I’m also terrified of neglecting Blake. He’s been increasingly troubled as he ages, and I’m afraid that if we don’t get him the right help the scars from the divorce are going to keep him from being confident and happy. It’s hard enough that he seems to have attentional issues without seeding the ground with emotional mines for later. I guess what I want for him is the chance to fuck up his life all on his own, not just because his dad and I couldn’t get it together. And I don’t want Maggie’s memories of me to be ugly. So: professional help.

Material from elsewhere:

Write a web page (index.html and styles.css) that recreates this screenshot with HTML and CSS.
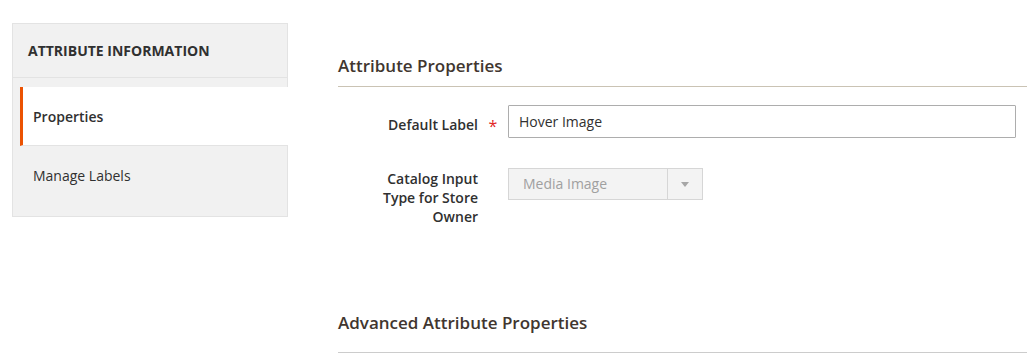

I can’t be the only one who had a crummy Mother’s Day. What made it the worst, though, was that Blake ended up blaming himself at the end of it. It’s not like yesterday was any worse than a regular day, but the added pressure of a holiday makes it seem that much more disappointing for him. I mean, I tried to convince him that nothing was his fault, that both of us need some help, but it was clear he found it easier to take full blame. Poor kid. He has such a hard time with disappointment as it is. We got our wedding album in the mail a few weeks ago and Blake is smiling in only a few photos but visibly agitated in many others. He loves his sister, but it’s clear he would feel less conflicted about loving her if she were his dad’s. (And I’m so far from healing that every time the Boy says hi to her it makes me cringe, which must be a wonderful thing for Blake to witness.)


I made an important discovery on Sunday. Someone at church (with no kids of their own) asked if she was sleeping. Instead of telling the truth (she sleeps most of the night and spends the balance in bed with us) I just said that she was a good baby. It’s the best answer because everyone is happy: the questioner thinks one thing, I know the reality, Maggie hears smiles and praise, and it’s the truth. It’s no one’s business how much she sleeps and eats or if she prefers to snuggle with me. She’s a good baby no matter what.